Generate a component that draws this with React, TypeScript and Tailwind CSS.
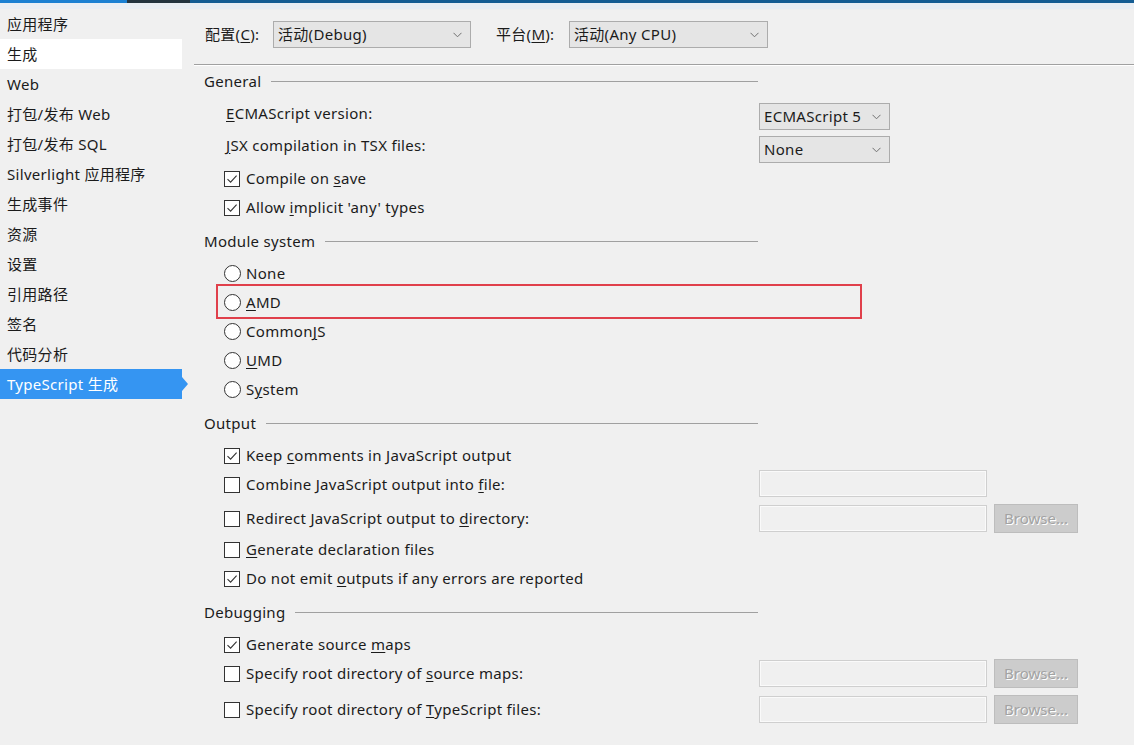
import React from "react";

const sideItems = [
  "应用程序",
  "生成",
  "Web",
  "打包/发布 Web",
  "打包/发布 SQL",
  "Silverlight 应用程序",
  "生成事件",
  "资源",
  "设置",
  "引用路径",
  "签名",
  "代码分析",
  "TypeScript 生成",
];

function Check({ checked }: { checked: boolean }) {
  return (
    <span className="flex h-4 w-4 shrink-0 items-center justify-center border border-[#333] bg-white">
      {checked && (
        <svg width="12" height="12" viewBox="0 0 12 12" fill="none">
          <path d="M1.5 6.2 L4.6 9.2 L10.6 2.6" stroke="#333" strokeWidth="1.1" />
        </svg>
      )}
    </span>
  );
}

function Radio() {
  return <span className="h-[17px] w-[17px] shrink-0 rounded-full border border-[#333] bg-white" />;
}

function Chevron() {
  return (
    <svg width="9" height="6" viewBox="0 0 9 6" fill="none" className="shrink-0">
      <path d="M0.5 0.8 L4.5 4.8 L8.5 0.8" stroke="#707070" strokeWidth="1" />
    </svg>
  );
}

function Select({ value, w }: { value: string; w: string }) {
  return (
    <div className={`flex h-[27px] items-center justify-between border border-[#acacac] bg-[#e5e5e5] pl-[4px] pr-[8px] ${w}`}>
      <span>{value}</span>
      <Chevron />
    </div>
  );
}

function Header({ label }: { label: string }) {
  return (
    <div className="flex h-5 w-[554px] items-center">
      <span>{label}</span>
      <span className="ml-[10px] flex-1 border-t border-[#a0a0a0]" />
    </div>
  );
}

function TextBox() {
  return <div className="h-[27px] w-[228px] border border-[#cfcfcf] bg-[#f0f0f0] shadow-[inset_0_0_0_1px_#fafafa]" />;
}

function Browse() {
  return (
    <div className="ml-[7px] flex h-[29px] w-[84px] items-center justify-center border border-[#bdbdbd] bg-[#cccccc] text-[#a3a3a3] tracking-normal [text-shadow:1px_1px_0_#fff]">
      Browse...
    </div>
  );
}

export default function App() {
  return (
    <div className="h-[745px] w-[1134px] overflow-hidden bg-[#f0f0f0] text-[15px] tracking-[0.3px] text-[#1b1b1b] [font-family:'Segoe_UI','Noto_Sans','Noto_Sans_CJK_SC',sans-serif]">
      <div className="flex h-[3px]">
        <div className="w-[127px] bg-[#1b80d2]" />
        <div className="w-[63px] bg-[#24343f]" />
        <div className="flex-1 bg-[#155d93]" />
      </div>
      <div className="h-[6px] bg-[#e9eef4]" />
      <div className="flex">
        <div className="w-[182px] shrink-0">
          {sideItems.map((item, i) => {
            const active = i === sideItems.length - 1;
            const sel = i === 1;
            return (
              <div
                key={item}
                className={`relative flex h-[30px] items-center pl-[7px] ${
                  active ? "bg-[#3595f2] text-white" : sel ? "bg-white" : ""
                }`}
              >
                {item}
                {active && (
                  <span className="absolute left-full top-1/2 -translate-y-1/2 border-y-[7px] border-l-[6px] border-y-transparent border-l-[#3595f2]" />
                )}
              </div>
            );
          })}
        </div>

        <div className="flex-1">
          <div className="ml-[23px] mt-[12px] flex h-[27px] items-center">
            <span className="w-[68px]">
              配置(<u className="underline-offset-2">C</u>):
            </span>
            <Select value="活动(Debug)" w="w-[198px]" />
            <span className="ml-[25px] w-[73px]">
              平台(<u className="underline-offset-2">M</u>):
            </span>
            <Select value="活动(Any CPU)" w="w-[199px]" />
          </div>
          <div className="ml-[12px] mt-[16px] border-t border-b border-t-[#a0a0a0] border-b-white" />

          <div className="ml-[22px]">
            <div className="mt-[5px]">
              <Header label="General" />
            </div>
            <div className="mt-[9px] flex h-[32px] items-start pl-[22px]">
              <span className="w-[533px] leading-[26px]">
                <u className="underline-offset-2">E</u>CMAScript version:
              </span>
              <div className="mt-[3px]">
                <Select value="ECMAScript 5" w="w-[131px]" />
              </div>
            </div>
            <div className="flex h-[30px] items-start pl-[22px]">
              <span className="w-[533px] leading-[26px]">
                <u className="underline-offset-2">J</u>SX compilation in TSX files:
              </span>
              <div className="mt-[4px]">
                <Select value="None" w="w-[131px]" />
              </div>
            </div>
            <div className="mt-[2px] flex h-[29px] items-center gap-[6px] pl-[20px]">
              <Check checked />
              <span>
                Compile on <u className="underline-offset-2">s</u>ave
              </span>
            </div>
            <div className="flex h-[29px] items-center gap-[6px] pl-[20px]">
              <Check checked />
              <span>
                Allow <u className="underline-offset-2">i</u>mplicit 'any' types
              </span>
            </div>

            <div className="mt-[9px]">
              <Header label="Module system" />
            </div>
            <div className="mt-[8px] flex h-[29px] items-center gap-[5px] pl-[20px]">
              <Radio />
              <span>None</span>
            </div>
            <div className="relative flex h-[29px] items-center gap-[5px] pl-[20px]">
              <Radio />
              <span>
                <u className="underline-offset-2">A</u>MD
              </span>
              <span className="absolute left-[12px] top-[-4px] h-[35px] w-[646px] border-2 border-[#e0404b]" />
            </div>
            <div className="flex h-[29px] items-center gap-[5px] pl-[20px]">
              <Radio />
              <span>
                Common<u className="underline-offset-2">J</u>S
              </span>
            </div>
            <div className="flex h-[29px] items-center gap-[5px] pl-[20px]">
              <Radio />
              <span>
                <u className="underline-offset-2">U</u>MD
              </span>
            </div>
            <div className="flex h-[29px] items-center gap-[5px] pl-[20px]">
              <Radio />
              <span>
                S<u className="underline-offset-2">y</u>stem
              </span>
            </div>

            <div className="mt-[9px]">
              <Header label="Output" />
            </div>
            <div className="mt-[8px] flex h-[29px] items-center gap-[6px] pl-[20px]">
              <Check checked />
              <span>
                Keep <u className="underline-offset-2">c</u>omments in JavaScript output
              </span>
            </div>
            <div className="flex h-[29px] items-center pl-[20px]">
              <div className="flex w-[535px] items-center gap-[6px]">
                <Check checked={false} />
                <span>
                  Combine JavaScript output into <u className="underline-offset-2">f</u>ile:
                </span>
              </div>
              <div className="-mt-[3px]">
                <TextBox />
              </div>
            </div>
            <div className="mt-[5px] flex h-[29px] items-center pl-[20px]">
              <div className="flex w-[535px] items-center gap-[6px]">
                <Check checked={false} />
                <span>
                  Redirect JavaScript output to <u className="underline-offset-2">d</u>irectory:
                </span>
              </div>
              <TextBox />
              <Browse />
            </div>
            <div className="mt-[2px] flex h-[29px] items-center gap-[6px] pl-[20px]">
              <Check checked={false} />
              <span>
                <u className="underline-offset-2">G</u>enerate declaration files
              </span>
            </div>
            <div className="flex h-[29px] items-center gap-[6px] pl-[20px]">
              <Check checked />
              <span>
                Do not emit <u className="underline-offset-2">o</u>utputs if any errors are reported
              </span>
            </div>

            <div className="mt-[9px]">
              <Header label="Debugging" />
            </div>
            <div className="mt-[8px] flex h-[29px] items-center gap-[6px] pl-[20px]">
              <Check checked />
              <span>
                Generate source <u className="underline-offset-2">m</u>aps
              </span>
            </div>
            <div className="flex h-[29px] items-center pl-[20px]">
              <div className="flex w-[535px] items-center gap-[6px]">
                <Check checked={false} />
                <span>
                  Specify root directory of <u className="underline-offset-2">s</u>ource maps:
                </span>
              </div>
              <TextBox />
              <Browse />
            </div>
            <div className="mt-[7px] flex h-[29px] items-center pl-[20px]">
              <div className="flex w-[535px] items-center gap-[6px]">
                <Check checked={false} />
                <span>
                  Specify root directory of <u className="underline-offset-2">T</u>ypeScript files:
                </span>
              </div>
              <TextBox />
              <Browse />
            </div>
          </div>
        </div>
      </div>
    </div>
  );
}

:::

▸ **Task prompt**:
Where does the word "Generate" appear? Return each line that holds it.

▸ **Written answer**:
Generate a component that draws this with React, TypeScript and Tailwind CSS.
                Generate source <u className="underline-offset-2">m</u>aps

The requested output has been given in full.